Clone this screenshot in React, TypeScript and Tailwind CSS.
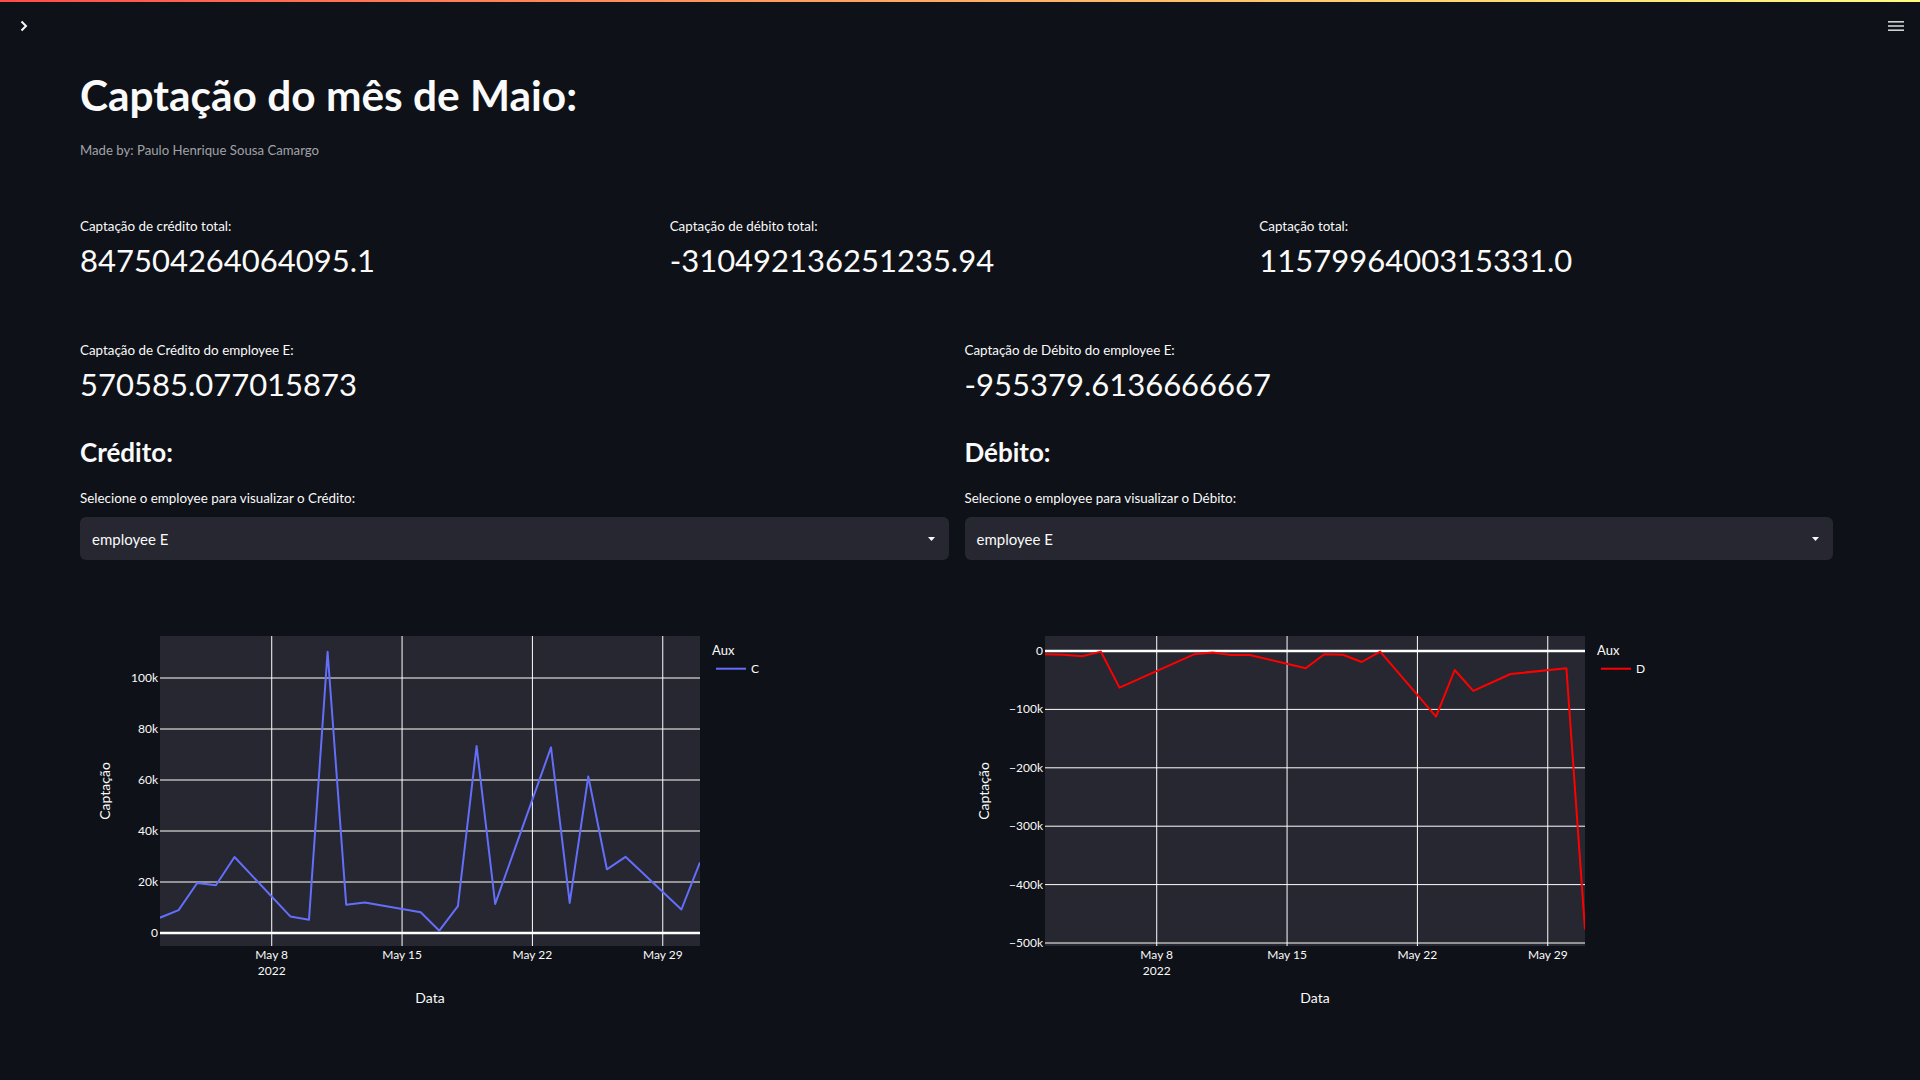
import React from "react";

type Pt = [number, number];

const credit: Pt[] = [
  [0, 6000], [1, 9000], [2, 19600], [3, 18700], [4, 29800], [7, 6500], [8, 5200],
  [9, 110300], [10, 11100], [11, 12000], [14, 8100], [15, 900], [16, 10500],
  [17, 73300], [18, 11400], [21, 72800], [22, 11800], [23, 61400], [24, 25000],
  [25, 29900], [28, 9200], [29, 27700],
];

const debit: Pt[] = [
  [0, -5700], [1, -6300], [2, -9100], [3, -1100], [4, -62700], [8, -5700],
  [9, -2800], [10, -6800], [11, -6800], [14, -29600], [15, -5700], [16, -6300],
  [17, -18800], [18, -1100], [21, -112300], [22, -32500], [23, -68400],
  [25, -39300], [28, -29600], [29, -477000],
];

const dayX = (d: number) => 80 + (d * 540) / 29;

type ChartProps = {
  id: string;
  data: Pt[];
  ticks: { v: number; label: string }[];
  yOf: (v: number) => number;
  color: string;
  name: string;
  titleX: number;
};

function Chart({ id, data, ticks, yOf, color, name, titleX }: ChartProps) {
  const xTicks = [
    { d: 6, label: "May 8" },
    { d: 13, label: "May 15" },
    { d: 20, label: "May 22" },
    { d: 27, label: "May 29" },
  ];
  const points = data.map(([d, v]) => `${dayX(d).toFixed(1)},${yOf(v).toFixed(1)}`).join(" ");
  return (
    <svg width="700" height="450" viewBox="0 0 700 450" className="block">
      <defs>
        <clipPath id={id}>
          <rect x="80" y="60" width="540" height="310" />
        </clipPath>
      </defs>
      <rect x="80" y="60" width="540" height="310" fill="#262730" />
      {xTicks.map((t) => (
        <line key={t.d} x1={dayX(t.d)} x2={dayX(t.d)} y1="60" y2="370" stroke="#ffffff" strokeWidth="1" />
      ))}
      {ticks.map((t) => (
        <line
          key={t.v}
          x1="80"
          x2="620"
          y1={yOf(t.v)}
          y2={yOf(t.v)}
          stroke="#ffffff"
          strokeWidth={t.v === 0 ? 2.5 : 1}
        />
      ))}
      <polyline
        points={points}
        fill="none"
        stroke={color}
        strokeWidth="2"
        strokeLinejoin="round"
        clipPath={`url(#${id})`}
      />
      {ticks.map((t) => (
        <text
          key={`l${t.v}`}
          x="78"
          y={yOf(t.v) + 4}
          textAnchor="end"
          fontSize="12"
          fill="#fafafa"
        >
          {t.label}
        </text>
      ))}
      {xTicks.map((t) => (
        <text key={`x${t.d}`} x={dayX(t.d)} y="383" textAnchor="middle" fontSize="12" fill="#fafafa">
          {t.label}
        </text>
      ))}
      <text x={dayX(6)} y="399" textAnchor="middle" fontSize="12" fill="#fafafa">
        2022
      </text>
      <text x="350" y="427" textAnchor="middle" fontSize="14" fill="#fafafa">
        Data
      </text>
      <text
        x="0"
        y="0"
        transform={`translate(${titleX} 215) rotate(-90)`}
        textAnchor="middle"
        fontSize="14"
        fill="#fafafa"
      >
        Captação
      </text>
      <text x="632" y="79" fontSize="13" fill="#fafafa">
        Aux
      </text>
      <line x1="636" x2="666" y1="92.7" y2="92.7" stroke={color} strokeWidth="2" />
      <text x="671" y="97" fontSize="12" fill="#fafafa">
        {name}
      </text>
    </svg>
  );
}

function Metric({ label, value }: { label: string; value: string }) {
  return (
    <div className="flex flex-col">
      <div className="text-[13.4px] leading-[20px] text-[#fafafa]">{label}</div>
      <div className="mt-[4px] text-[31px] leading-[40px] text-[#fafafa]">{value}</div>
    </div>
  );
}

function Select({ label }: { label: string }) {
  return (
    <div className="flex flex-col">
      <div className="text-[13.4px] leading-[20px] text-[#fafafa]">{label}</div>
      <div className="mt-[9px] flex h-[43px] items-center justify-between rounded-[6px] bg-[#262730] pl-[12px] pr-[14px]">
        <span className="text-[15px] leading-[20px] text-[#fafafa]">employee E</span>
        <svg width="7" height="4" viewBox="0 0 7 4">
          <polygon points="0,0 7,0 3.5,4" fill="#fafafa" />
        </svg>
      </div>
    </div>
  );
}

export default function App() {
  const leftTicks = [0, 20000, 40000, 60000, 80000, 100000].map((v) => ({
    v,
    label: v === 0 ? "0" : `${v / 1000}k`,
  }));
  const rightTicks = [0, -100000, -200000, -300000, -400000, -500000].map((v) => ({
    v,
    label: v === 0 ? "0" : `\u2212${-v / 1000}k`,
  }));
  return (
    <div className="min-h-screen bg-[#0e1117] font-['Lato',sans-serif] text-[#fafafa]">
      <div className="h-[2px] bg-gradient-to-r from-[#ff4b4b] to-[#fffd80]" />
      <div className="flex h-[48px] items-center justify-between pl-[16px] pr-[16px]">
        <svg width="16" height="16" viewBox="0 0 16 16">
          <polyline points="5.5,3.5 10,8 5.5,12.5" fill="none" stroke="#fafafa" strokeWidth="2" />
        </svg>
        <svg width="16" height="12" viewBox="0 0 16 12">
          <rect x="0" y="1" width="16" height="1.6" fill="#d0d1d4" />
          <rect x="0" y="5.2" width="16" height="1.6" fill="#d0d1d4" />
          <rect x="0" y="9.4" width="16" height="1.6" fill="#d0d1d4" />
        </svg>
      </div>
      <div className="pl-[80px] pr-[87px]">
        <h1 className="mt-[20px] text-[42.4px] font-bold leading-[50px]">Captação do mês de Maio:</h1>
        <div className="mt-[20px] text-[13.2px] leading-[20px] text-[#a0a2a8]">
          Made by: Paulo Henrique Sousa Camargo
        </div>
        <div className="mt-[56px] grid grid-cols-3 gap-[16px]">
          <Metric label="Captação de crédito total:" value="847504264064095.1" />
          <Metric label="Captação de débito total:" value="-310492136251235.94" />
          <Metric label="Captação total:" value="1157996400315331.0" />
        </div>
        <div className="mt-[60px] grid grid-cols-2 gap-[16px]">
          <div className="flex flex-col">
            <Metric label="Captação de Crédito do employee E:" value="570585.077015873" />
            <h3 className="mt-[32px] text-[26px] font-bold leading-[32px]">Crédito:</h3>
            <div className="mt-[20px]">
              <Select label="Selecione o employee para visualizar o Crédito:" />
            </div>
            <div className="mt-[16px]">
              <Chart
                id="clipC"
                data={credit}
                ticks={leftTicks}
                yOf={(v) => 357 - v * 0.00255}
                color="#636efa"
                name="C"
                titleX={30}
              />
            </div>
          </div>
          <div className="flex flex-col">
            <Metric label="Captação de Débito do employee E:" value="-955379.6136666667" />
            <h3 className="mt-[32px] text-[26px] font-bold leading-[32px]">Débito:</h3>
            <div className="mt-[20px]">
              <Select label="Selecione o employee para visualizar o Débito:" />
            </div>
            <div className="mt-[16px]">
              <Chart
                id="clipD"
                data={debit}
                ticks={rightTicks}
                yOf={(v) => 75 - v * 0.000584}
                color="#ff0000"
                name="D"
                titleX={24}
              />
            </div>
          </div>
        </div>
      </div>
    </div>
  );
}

- - - - -

* Problem requirements:
Give every line above again exactly, with no pictures.

* Exercise result:
Clone this screenshot in React, TypeScript and Tailwind CSS.
import React from "react";

type Pt = [number, number];

const credit: Pt[] = [
  [0, 6000], [1, 9000], [2, 19600], [3, 18700], [4, 29800], [7, 6500], [8, 5200],
  [9, 110300], [10, 11100], [11, 12000], [14, 8100], [15, 900], [16, 10500],
  [17, 73300], [18, 11400], [21, 72800], [22, 11800], [23, 61400], [24, 25000],
  [25, 29900], [28, 9200], [29, 27700],
];

const debit: Pt[] = [
  [0, -5700], [1, -6300], [2, -9100], [3, -1100], [4, -62700], [8, -5700],
  [9, -2800], [10, -6800], [11, -6800], [14, -29600], [15, -5700], [16, -6300],
  [17, -18800], [18, -1100], [21, -112300], [22, -32500], [23, -68400],
  [25, -39300], [28, -29600], [29, -477000],
];

const dayX = (d: number) => 80 + (d * 540) / 29;

type ChartProps = {
  id: string;
  data: Pt[];
  ticks: { v: number; label: string }[];
  yOf: (v: number) => number;
  color: string;
  name: string;
  titleX: number;
};

function Chart({ id, data, ticks, yOf, color, name, titleX }: ChartProps) {
  const xTicks = [
    { d: 6, label: "May 8" },
    { d: 13, label: "May 15" },
    { d: 20, label: "May 22" },
    { d: 27, label: "May 29" },
  ];
  const points = data.map(([d, v]) => `${dayX(d).toFixed(1)},${yOf(v).toFixed(1)}`).join(" ");
  return (
    <svg width="700" height="450" viewBox="0 0 700 450" className="block">
      <defs>
        <clipPath id={id}>
          <rect x="80" y="60" width="540" height="310" />
        </clipPath>
      </defs>
      <rect x="80" y="60" width="540" height="310" fill="#262730" />
      {xTicks.map((t) => (
        <line key={t.d} x1={dayX(t.d)} x2={dayX(t.d)} y1="60" y2="370" stroke="#ffffff" strokeWidth="1" />
      ))}
      {ticks.map((t) => (
        <line
          key={t.v}
          x1="80"
          x2="620"
          y1={yOf(t.v)}
          y2={yOf(t.v)}
          stroke="#ffffff"
          strokeWidth={t.v === 0 ? 2.5 : 1}
        />
      ))}
      <polyline
        points={points}
        fill="none"
        stroke={color}
        strokeWidth="2"
        strokeLinejoin="round"
        clipPath={`url(#${id})`}
      />
      {ticks.map((t) => (
        <text
          key={`l${t.v}`}
          x="78"
          y={yOf(t.v) + 4}
          textAnchor="end"
          fontSize="12"
          fill="#fafafa"
        >
          {t.label}
        </text>
      ))}
      {xTicks.map((t) => (
        <text key={`x${t.d}`} x={dayX(t.d)} y="383" textAnchor="middle" fontSize="12" fill="#fafafa">
          {t.label}
        </text>
      ))}
      <text x={dayX(6)} y="399" textAnchor="middle" fontSize="12" fill="#fafafa">
        2022
      </text>
      <text x="350" y="427" textAnchor="middle" fontSize="14" fill="#fafafa">
        Data
      </text>
      <text
        x="0"
        y="0"
        transform={`translate(${titleX} 215) rotate(-90)`}
        textAnchor="middle"
        fontSize="14"
        fill="#fafafa"
      >
        Captação
      </text>
      <text x="632" y="79" fontSize="13" fill="#fafafa">
        Aux
      </text>
      <line x1="636" x2="666" y1="92.7" y2="92.7" stroke={color} strokeWidth="2" />
      <text x="671" y="97" fontSize="12" fill="#fafafa">
        {name}
      </text>
    </svg>
  );
}

function Metric({ label, value }: { label: string; value: string }) {
  return (
    <div className="flex flex-col">
      <div className="text-[13.4px] leading-[20px] text-[#fafafa]">{label}</div>
      <div className="mt-[4px] text-[31px] leading-[40px] text-[#fafafa]">{value}</div>
    </div>
  );
}

function Select({ label }: { label: string }) {
  return (
    <div className="flex flex-col">
      <div className="text-[13.4px] leading-[20px] text-[#fafafa]">{label}</div>
      <div className="mt-[9px] flex h-[43px] items-center justify-between rounded-[6px] bg-[#262730] pl-[12px] pr-[14px]">
        <span className="text-[15px] leading-[20px] text-[#fafafa]">employee E</span>
        <svg width="7" height="4" viewBox="0 0 7 4">
          <polygon points="0,0 7,0 3.5,4" fill="#fafafa" />
        </svg>
      </div>
    </div>
  );
}

export default function App() {
  const leftTicks = [0, 20000, 40000, 60000, 80000, 100000].map((v) => ({
    v,
    label: v === 0 ? "0" : `${v / 1000}k`,
  }));
  const rightTicks = [0, -100000, -200000, -300000, -400000, -500000].map((v) => ({
    v,
    label: v === 0 ? "0" : `\u2212${-v / 1000}k`,
  }));
  return (
    <div className="min-h-screen bg-[#0e1117] font-['Lato',sans-serif] text-[#fafafa]">
      <div className="h-[2px] bg-gradient-to-r from-[#ff4b4b] to-[#fffd80]" />
      <div className="flex h-[48px] items-center justify-between pl-[16px] pr-[16px]">
        <svg width="16" height="16" viewBox="0 0 16 16">
          <polyline points="5.5,3.5 10,8 5.5,12.5" fill="none" stroke="#fafafa" strokeWidth="2" />
        </svg>
        <svg width="16" height="12" viewBox="0 0 16 12">
          <rect x="0" y="1" width="16" height="1.6" fill="#d0d1d4" />
          <rect x="0" y="5.2" width="16" height="1.6" fill="#d0d1d4" />
          <rect x="0" y="9.4" width="16" height="1.6" fill="#d0d1d4" />
        </svg>
      </div>
      <div className="pl-[80px] pr-[87px]">
        <h1 className="mt-[20px] text-[42.4px] font-bold leading-[50px]">Captação do mês de Maio:</h1>
        <div className="mt-[20px] text-[13.2px] leading-[20px] text-[#a0a2a8]">
          Made by: Paulo Henrique Sousa Camargo
        </div>
        <div className="mt-[56px] grid grid-cols-3 gap-[16px]">
          <Metric label="Captação de crédito total:" value="847504264064095.1" />
          <Metric label="Captação de débito total:" value="-310492136251235.94" />
          <Metric label="Captação total:" value="1157996400315331.0" />
        </div>
        <div className="mt-[60px] grid grid-cols-2 gap-[16px]">
          <div className="flex flex-col">
            <Metric label="Captação de Crédito do employee E:" value="570585.077015873" />
            <h3 className="mt-[32px] text-[26px] font-bold leading-[32px]">Crédito:</h3>
            <div className="mt-[20px]">
              <Select label="Selecione o employee para visualizar o Crédito:" />
            </div>
            <div className="mt-[16px]">
              <Chart
                id="clipC"
                data={credit}
                ticks={leftTicks}
                yOf={(v) => 357 - v * 0.00255}
                color="#636efa"
                name="C"
                titleX={30}
              />
            </div>
          </div>
          <div className="flex flex-col">
            <Metric label="Captação de Débito do employee E:" value="-955379.6136666667" />
            <h3 className="mt-[32px] text-[26px] font-bold leading-[32px]">Débito:</h3>
            <div className="mt-[20px]">
              <Select label="Selecione o employee para visualizar o Débito:" />
            </div>
            <div className="mt-[16px]">
              <Chart
                id="clipD"
                data={debit}
                ticks={rightTicks}
                yOf={(v) => 75 - v * 0.000584}
                color="#ff0000"
                name="D"
                titleX={24}
              />
            </div>
          </div>
        </div>
      </div>
    </div>
  );
}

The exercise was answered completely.